Tembleque — which means ‘jiggly’ in Spanish — is a little dome-shaped pudding dessert with a texture that can only be described as fun. Again, the ingredients are super simple: coconut milk (not coconut cream), sugar, salt, and cornstarch. All you have to do is heat up all the ingredients on the stove, pour portions into little molds, and refrigerate for a few hours. When it’s cooled and hardened, throw on some cinnamon and you’ve got yourself a jiggly Puerto Rican staple.
Flan de Queso
Flan — Latin America’s take on creamy, custard-doused cheesecake, is a phenomenal dessert option in Puerto Rico. Flan dates back centuries (it was originally brought over from Spain) and has become an integral part of Latin culture. Flan de queso specifically is a slight alternative that includes cream cheese. The other ingredients are eggs, evaporated milk, condensed milk, sugar, and vanilla. The result is an oven-baked dish that’s layered in caramel and sometimes topped with fresh fruit and cream. You can also find chocolate, coconut, and Nutella flans, but the traditional Puerto Rican style is with cheese.

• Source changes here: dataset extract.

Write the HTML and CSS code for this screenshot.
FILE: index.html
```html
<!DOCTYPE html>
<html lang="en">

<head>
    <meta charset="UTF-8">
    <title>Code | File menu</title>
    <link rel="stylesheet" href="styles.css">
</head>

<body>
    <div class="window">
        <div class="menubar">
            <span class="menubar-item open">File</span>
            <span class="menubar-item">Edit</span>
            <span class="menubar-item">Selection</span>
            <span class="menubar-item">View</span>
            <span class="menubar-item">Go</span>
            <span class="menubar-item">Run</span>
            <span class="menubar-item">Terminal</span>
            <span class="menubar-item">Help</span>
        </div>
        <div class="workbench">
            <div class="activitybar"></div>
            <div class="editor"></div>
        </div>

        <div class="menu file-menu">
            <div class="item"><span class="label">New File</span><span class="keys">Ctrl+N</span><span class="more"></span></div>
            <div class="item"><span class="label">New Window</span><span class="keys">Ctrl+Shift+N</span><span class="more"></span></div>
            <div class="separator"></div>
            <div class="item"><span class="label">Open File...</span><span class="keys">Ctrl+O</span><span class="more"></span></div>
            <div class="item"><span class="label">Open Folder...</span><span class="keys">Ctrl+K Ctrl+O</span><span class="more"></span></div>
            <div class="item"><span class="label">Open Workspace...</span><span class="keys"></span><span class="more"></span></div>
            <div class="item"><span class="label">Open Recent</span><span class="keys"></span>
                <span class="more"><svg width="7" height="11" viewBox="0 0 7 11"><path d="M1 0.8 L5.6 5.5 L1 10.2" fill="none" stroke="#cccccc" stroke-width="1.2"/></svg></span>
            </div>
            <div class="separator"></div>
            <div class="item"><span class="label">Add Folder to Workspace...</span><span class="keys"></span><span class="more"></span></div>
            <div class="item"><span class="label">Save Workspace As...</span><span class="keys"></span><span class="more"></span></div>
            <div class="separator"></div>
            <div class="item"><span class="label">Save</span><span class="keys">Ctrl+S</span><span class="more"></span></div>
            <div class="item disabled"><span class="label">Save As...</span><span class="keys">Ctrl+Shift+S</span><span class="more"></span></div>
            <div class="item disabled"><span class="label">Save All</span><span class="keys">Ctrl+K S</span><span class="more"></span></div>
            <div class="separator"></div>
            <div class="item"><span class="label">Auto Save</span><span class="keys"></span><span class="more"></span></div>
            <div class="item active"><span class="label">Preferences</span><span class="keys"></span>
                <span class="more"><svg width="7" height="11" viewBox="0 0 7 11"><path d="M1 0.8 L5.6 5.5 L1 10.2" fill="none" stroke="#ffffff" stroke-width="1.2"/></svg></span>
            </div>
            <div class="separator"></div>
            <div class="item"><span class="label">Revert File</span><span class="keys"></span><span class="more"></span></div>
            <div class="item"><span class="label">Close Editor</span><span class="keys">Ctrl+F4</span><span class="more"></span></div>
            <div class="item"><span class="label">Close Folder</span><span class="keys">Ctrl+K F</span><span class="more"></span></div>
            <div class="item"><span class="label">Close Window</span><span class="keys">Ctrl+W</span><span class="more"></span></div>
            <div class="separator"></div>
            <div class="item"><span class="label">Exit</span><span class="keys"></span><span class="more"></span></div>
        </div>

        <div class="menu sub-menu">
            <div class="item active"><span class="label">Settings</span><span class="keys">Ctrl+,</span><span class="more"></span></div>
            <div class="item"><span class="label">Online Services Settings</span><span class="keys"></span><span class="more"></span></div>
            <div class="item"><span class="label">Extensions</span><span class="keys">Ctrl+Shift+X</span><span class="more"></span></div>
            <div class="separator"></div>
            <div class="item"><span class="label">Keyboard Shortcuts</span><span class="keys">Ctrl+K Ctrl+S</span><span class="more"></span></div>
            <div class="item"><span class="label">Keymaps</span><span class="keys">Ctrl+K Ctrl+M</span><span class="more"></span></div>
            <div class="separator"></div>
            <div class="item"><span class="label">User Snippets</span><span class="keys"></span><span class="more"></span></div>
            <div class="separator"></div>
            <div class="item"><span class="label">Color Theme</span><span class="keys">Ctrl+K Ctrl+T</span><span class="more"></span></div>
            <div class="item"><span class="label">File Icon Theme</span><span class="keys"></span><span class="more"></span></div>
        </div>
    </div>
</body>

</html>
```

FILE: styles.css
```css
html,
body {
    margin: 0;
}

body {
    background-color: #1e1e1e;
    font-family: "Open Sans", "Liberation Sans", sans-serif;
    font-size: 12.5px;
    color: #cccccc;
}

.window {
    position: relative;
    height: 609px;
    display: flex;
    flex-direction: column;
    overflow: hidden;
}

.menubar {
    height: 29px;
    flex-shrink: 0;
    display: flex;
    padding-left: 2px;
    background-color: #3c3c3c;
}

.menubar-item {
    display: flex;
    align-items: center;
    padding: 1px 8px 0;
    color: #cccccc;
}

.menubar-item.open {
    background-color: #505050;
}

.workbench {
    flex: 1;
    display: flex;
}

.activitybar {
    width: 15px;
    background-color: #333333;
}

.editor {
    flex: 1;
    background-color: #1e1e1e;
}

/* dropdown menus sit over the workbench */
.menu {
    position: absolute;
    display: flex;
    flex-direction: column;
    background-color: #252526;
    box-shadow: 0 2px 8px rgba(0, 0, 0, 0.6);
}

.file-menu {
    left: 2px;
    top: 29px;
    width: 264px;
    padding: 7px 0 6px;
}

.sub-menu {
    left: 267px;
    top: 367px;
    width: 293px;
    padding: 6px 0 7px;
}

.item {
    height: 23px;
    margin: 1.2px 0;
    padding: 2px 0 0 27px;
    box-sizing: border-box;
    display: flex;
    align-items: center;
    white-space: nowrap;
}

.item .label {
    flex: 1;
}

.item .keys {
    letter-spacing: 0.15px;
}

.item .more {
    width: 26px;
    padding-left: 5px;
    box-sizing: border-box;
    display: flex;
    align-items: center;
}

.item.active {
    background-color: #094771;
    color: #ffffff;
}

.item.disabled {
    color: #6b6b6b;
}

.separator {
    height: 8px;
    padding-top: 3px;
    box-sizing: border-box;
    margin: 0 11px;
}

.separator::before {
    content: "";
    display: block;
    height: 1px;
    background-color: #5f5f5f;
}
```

Whichever style you order, flan absolutely needs to be on your itinerary for How to Plan a Weekend in Puerto Rico.
Dulce de Coco
All around Latin America you’ll find street vendors slinging dulce de coco, and Puerto Rico is no exception. The shape isn’t standard — sometimes they come in spheres, squares, or just a heaping mound of goodness — but the taste is always the same. Imagine a crunchy Rice Crispy but with a base of coconut. Wash down these sweet treats in Puerto Rican fashion with a rum trip around San Juan — cheers!
Pineapple Rum Cake
With pineapple rum cake we have a combination of the best tropical fruit, ice cream, and alcohol. Throughout the Caribbean, rum cakes are a common holiday dessert, and traditionally it was made by soaking dried fruit in rum for a matter of months and then adding it to sugary dough. Thankfully modern advances have sped up the process without sacrificing any of the flavor. Rum cake, or bizcocho de ron as it’s called in Puerto Rico, is a deliciously bread-based pineapple-flavored dessert that’s dripping in ice cream. What else needs to be said?
While they probably won’t fall into your traditional dessert category, sweet plantains (and plantains in general) are such a staple in Caribbean cuisine that it’d be a crime to leave them off the list. They make a great snack, and they don’t even require added sugar. All you need is vegetable oil and ripe plantains. Often, they’re served with lunches to satisfy your sweet tooth at the end of a hearty meal.